We have seen Chinese workers demand and get more money. We have seen Chinese consumption of oil increase by 15% over a 12 month period and Chinese companies scour the planet to buy energy companies and sign delivery contracts with producers.

At the same time as the Chinese have gone out looking for more oil the US government has decided to stop drilling activities in the Gulf, off the east and west coasts, and on federal owned land. The US is now more dependent on imports than it was during the Arab embargo. And as this is happening the new rigs with the most modern technology are heading to Greenland, Israel, Brazil, Nigeria, Angola, the Persian Gulf, and elsewhere. They will not be back to American waters for some time and the jobs that go with them will not be back either.

I am sorry to point this out to you but I find that you are too eager to see the positive and not willing to see the negative.
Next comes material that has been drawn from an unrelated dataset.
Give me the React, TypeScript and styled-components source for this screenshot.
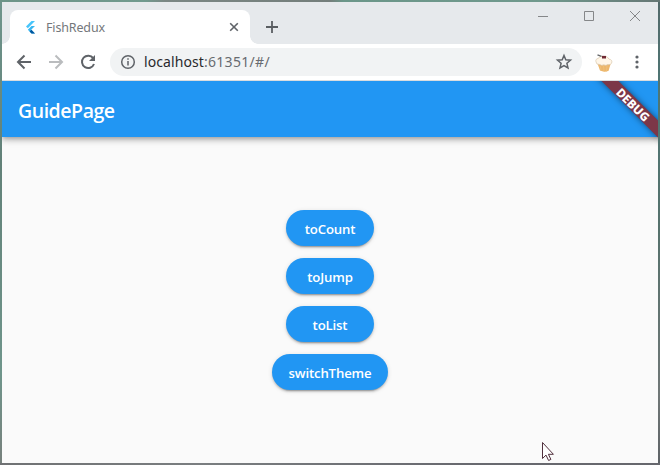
import React from "react";
import styled, { createGlobalStyle } from "styled-components";

const GlobalStyle = createGlobalStyle`
  * { box-sizing: border-box; }
  body { margin: 0; overflow: hidden; font-family: "Noto Sans", "Open Sans", sans-serif; }
`;

const Desktop = styled.div`
  width: 660px;
  height: 465px;
  padding: 2px;
  background:
    linear-gradient(90deg, #6d9488, #719a8e 22%, #7b8784 25%, #747e7b 50%, #6b9689 52%, #70998d 82%, #667775) top / 100% 2px no-repeat,
    linear-gradient(90deg, #6f7173, #7a7e80 30%, #68696f 70%, #66676d) bottom / 100% 2px no-repeat,
    linear-gradient(#6f958c, #628178 35%, #6f958b 80%, #77807c) left / 2px 100% no-repeat,
    linear-gradient(#53696a, #4e7775 20%, #56716c 50%, #707777 85%, #5d6266) right / 2px 100% no-repeat;
`;

const BrowserWindow = styled.div`
  height: 461px;
  display: flex;
  flex-direction: column;
  overflow: hidden;
  background: #fafafa;
`;

const TabStrip = styled.header`
  height: 42px;
  flex: none;
  display: flex;
  align-items: flex-end;
  padding-left: 8px;
  background: #e6e9ec;
`;

const Tab = styled.div`
  position: relative;
  width: 240px;
  height: 34px;
  display: flex;
  align-items: center;
  padding: 0 9px 0 12px;
  border-radius: 8px 8px 0 0;
  background: #fff;
  &::before, &::after {
    content: "";
    position: absolute;
    bottom: 0;
    width: 8px;
    height: 8px;
  }
  &::before { left: -8px; background: radial-gradient(circle at 0 0, transparent 7.5px, #fff 8px); }
  &::after { right: -8px; background: radial-gradient(circle at 100% 0, transparent 7.5px, #fff 8px); }
`;

const TabTitle = styled.span`
  flex: 1;
  margin-left: 8px;
  padding-top: 2px;
  font-size: 12.5px;
  line-height: 18px;
  color: #74777b;
  letter-spacing: -0.15px;
`;

const NewTab = styled.div`
  display: flex;
  margin: 0 auto 9px 14px;
`;

const WindowControls = styled.div`
  display: flex;
  align-self: flex-start;
  gap: 34px;
  margin: 8px 17px 0 0;
`;

const Toolbar = styled.nav`
  height: 37px;
  flex: none;
  display: flex;
  align-items: center;
  padding: 0 13px 1px 12px;
  background: #fff;
  border-bottom: 1px solid #d9dcdf;
`;

const NavIcons = styled.div`
  display: flex;
  gap: 12px;
`;

const AddressBar = styled.div`
  width: 472px;
  height: 28px;
  display: flex;
  align-items: center;
  margin-left: 12px;
  padding: 0 9px 0 10px;
  border-radius: 14px;
  background: #f1f3f4;
`;

const Url = styled.span`
  flex: 1;
  margin-left: 8px;
  font-size: 14px;
  line-height: 20px;
  letter-spacing: 0.32px;
  color: #686b70;
`;

const Host = styled.span`
  letter-spacing: 0.08px;
  color: #292a2d;
`;

const ToolbarActions = styled.div`
  display: flex;
  align-items: center;
  gap: 15px;
  margin-left: auto;
`;

const AppBar = styled.div`
  position: relative;
  height: 56px;
  flex: none;
  display: flex;
  align-items: center;
  padding-left: 16px;
  background: #2196f3;
  box-shadow: 0 2px 4px -1px rgba(0,0,0,.2), 0 4px 5px rgba(0,0,0,.14), 0 1px 10px rgba(0,0,0,.12);
  clip-path: inset(0 0 -16px 0);
`;

const PageTitle = styled.h1`
  margin: 0;
  padding-top: 3px;
  color: #fff;
  font-family: "Open Sans", sans-serif;
  font-size: 19.5px;
  font-weight: 650;
  letter-spacing: -0.45px;
  line-height: 28px;
`;

const DebugRibbon = styled.div`
  position: absolute;
  right: -39px;
  top: 18px;
  width: 126px;
  height: 12px;
  transform: rotate(45deg);
  background: #7c3748;
  box-shadow: 0 0 6px rgba(0,0,0,.5);
  color: #fff;
  font: 800 12px/13px "Noto Sans", sans-serif;
  text-align: center;
  padding-right: 2px;
`;

const Content = styled.main`
  flex: 1;
  display: flex;
  flex-direction: column;
  align-items: center;
  padding-top: 73px;
  gap: 12px;
`;

const PillButton = styled.button<{ $wide?: boolean }>`
  width: ${({ $wide }) => ($wide ? 116 : 88)}px;
  height: 36px;
  padding: 1px 0 0;
  border: 0;
  border-radius: 18px;
  color: #fff;
  background: #2196f3;
  box-shadow: 0 3px 1px -2px rgba(0,0,0,.2), 0 2px 2px rgba(0,0,0,.14), 0 1px 5px rgba(0,0,0,.12);
  font: 650 13.2px/20px "Open Sans", sans-serif;
  letter-spacing: -0.15px;
`;

const Cursor = styled.svg`
  position: absolute;
  left: 541px;
  top: 441px;
`;

const routes = ["toCount", "toJump", "toList", "switchTheme"];

function FlutterLogo() {
  return (
    <svg width="16" height="16" viewBox="0 0 16 16">
      <path d="M9.5 2H13L5.8 9.2 4 7.5Z" fill="#47c5fb" />
      <path d="M9.5 7H13L9.2 10.7 13 14.5H9.5L5.8 10.7Z" fill="#38b7f1" />
      <path d="M7.6 12.5 9.4 10.8 13 14.5H9.5Z" fill="#00569e" />
    </svg>
  );
}

function Cupcake() {
  return (
    <svg width="20" height="20" viewBox="0 0 20 20" overflow="visible">
      <g transform="translate(0 1.3)">
        <path d="M3.2 9.5 16.8 10l-2.2 7.4Q10.5 19.5 6 17.3Z" fill="#ecb66b" />
        <path d="m6 12 1 5m2.5-5 .5 6m3-6-.5 6" stroke="#f0bf78" />
        <path d="M2 8.5Q1 5.7 4.5 5 5 2.5 9 3q5-.5 6 2.8 3.8.8 2.6 4-1 2.2-3.8 1.5-2 1.4-4 .2-2.4 1.2-4-.3Q2 11.5 2 8.5Z" fill="#fff6e8" stroke="#d9c7ac" strokeWidth=".7" />
        <path d="m3.5 1.6 4 1.5" stroke="#65666a" strokeWidth="1.3" />
        <path d="M8 2.6h4v2.6H8Z" fill="#702934" />
      </g>
    </svg>
  );
}

export default function App() {
  return (
    <>
      <GlobalStyle />
      <Desktop>
        <BrowserWindow>
          <TabStrip>
            <Tab>
              <FlutterLogo />
              <TabTitle>FishRedux</TabTitle>
              <svg width="14" height="14" viewBox="0 0 14 14" stroke="#5f6368" strokeWidth="1.6"><path d="m3.2 3.2 7.6 7.6M10.8 3.2l-7.6 7.6" /></svg>
            </Tab>
            <NewTab>
              <svg width="16" height="16" viewBox="0 0 16 16" stroke="#5a5e62" strokeWidth="1.8"><path d="M2 8h12M8 2v12" /></svg>
            </NewTab>
            <WindowControls>
              {["M1 6.5h10", "M1.5 1.5h9v9h-9Z", "m1 1 10 10M11 1 1 11"].map((d) => (
                <svg key={d} width="12" height="12" viewBox="0 0 12 12" fill="none" stroke="#858789"><path d={d} /></svg>
              ))}
            </WindowControls>
          </TabStrip>
          <Toolbar>
            <NavIcons>
              {["#5f6368", "#babcbe"].map((color, index) => (
                <svg key={color} width="20" height="20" viewBox="0 0 20 20" fill="none" stroke={color} strokeWidth="2">
                  <path d={index === 0 ? "M17 10H4m6.5-6.5L4 10l6.5 6.5" : "M3 10h13M9.5 3.5 16 10l-6.5 6.5"} />
                </svg>
              ))}
              <svg width="20" height="20" viewBox="0 0 20 20" fill="none" stroke="#5f6368" strokeWidth="2">
                <path d="M15.2 6.2A6.2 6.2 0 1 0 16 12" /><path d="M17 3v6h-6Z" fill="#5f6368" stroke="none" />
              </svg>
            </NavIcons>
            <AddressBar>
              <svg width="16" height="16" viewBox="0 0 16 16" fill="none" stroke="#5f6368" strokeWidth="1.5"><circle cx="8" cy="8" r="6.3" /><path d="M8 7v4.5M8 4.2v1.6" /></svg>
              <Url><Host>localhost</Host>:61351/#/</Url>
              <svg width="18" height="18" viewBox="0 0 18 18" fill="none" stroke="#5f6368" strokeWidth="1.5"><path d="m9 2.5 1.8 4.3 4.7.4-3.6 3.1 1.1 4.6L9 12.5 5 14.9l1.1-4.6-3.6-3.1 4.7-.4Z" /></svg>
            </AddressBar>
            <ToolbarActions>
              <Cupcake />
              <svg width="16" height="16" viewBox="0 0 16 16" fill="#5f6368"><circle cx="8" cy="3" r="1.6" /><circle cx="8" cy="8" r="1.6" /><circle cx="8" cy="13" r="1.6" /></svg>
            </ToolbarActions>
          </Toolbar>
          <AppBar>
            <PageTitle>GuidePage</PageTitle>
            <DebugRibbon>DEBUG</DebugRibbon>
          </AppBar>
          <Content>
            {routes.map((route) => <PillButton key={route} $wide={route === "switchTheme"}>{route}</PillButton>)}
          </Content>
        </BrowserWindow>
      </Desktop>
      <Cursor width="14" height="21" viewBox="0 0 14 21">
        <path d="M1.5 1.5v16l3.5-3.4 2.6 5.4 2.3-1.1-2.5-5.1h5Z" fill="#fff" stroke="#51303d" />
      </Cursor>
    </>
  );
}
From where I stand I see any improvement as temporary because the malinvestments have yet to be cleared from the economy. The US has too many companies doing things that too few consumers demand and too many regulatory barriers to permit new companies to create jobs. With all the meddling, the creative destruction process that is the basis of free market capitalism is not permitted to work as it is supposed to.


The bottom line is that the actual liquidation and contraction that is necessary to heal the economy has not been permitted to take place. Without it the USD will have trouble over the long term even as it has great moves to the upside on occasion for technical reasons. Having seen several sharp devaluations first hand, I do not believe that the USD is immune to adjusting to reality.